• **STORED ROWS**:
|---|
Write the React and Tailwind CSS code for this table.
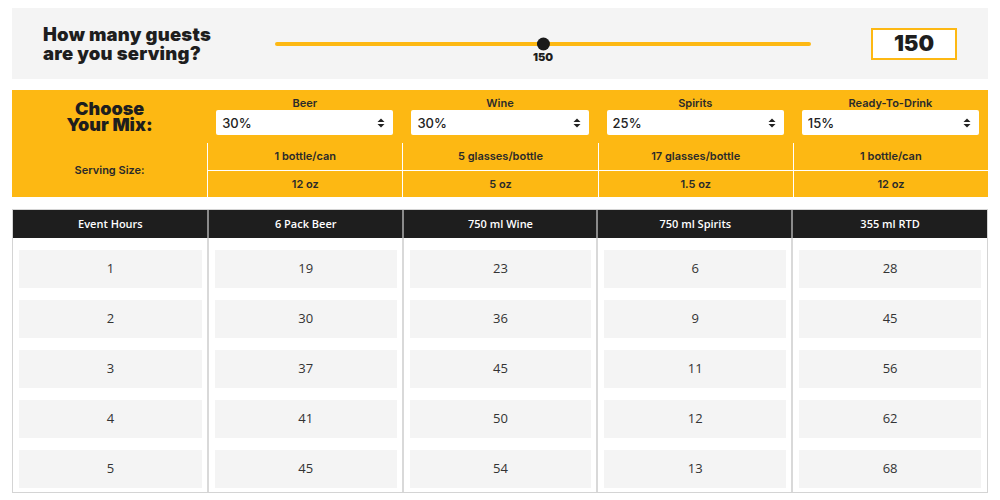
|---|
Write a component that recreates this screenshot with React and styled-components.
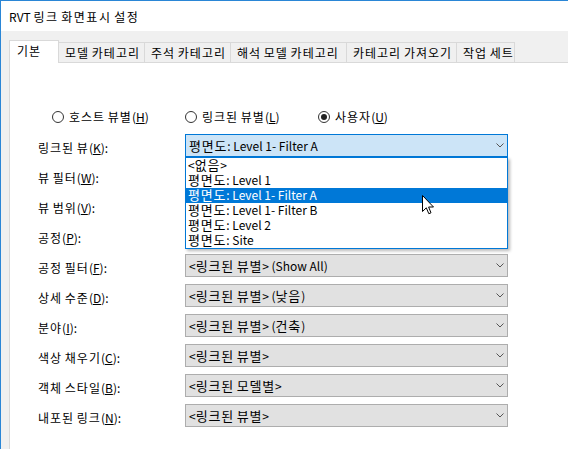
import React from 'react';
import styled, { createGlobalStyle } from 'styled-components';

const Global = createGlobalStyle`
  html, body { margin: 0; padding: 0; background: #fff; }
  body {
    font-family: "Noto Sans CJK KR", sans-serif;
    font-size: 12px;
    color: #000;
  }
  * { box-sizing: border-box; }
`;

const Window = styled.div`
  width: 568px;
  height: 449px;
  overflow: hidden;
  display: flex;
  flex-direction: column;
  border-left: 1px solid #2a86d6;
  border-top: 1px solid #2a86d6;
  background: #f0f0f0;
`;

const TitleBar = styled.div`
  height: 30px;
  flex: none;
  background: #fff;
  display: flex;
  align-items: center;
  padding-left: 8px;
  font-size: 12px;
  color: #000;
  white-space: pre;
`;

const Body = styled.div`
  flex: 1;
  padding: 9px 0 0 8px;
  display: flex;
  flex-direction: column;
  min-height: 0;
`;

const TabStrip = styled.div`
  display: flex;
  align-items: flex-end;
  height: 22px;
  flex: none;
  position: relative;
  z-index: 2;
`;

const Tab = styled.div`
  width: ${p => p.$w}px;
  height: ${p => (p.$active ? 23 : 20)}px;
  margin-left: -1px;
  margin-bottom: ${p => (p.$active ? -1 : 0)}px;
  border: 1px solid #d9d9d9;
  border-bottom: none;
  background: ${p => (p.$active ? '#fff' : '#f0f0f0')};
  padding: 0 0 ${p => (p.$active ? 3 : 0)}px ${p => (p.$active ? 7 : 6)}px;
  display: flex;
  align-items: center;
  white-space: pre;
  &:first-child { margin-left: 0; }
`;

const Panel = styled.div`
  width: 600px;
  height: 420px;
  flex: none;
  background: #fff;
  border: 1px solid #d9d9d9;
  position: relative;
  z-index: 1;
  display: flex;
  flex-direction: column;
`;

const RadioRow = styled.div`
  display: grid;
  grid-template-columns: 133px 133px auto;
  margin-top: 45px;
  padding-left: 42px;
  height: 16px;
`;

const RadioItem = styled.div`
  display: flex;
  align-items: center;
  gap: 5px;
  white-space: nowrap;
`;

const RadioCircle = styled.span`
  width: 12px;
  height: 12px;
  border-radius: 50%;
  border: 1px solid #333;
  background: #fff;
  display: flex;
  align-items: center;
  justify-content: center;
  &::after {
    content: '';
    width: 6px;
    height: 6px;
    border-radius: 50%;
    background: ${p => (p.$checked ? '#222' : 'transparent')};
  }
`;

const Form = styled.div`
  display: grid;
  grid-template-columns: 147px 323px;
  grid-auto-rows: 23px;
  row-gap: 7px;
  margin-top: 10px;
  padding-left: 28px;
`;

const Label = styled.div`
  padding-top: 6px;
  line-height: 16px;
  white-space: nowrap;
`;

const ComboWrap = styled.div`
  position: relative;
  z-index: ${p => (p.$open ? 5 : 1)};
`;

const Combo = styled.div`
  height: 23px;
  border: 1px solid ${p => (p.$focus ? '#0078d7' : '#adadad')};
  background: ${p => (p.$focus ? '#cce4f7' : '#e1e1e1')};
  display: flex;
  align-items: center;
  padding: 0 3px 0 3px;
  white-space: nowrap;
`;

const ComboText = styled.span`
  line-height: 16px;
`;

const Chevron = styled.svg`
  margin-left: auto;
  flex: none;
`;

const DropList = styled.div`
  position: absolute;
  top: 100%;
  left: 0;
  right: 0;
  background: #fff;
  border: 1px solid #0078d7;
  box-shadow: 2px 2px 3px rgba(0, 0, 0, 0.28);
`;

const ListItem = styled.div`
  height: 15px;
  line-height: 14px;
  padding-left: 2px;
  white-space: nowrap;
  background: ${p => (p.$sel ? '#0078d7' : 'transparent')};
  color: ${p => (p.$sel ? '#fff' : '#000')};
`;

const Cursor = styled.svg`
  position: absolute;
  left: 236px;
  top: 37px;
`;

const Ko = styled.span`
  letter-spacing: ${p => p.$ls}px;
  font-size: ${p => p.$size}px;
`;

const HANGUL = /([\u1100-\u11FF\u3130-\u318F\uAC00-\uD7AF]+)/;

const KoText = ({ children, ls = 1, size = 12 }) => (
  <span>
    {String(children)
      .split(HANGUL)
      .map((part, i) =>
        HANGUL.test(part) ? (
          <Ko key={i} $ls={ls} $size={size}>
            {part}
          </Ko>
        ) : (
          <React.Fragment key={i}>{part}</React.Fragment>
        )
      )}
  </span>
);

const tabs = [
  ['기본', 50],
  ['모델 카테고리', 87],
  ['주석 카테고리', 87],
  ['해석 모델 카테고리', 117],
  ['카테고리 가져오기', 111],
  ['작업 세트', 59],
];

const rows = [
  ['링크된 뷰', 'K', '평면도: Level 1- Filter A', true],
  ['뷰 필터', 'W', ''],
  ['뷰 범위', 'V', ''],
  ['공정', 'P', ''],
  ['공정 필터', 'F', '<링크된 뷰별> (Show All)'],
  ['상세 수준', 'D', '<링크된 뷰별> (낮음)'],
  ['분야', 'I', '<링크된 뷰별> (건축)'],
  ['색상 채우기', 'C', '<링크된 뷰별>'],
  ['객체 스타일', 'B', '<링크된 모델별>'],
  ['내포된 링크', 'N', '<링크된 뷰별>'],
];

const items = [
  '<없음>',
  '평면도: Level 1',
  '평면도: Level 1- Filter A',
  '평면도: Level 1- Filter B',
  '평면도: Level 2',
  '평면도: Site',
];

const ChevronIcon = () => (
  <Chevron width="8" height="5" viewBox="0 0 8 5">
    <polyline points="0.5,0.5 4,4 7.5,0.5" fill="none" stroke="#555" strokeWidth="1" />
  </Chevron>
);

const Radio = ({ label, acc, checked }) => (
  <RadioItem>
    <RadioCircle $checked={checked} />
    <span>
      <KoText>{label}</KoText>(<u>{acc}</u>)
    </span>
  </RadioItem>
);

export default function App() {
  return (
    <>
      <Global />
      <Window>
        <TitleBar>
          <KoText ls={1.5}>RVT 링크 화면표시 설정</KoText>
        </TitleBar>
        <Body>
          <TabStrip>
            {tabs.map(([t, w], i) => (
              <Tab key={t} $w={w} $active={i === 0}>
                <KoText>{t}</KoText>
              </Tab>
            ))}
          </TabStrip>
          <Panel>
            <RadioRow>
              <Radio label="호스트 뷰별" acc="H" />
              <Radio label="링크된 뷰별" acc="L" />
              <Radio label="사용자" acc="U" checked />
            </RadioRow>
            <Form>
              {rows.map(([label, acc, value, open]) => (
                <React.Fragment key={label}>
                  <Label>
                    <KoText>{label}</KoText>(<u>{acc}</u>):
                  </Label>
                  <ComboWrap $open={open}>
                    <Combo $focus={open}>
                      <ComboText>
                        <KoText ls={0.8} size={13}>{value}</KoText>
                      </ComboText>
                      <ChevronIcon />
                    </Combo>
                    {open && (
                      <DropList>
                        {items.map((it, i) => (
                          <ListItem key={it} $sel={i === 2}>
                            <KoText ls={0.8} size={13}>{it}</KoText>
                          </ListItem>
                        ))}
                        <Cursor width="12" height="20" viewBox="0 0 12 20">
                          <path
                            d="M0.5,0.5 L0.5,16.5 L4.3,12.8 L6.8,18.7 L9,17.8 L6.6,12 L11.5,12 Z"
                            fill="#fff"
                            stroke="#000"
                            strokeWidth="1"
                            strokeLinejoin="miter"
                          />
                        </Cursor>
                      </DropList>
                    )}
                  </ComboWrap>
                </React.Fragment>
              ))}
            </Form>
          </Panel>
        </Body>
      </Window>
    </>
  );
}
|---|
• **EXERCISE INSTRUCTIONS**:
Search the data for "Write". Copy every matching line.

• **PROBLEM SOLUTION**:
Write the React and Tailwind CSS code for this table.
Write a component that recreates this screenshot with React and styled-components.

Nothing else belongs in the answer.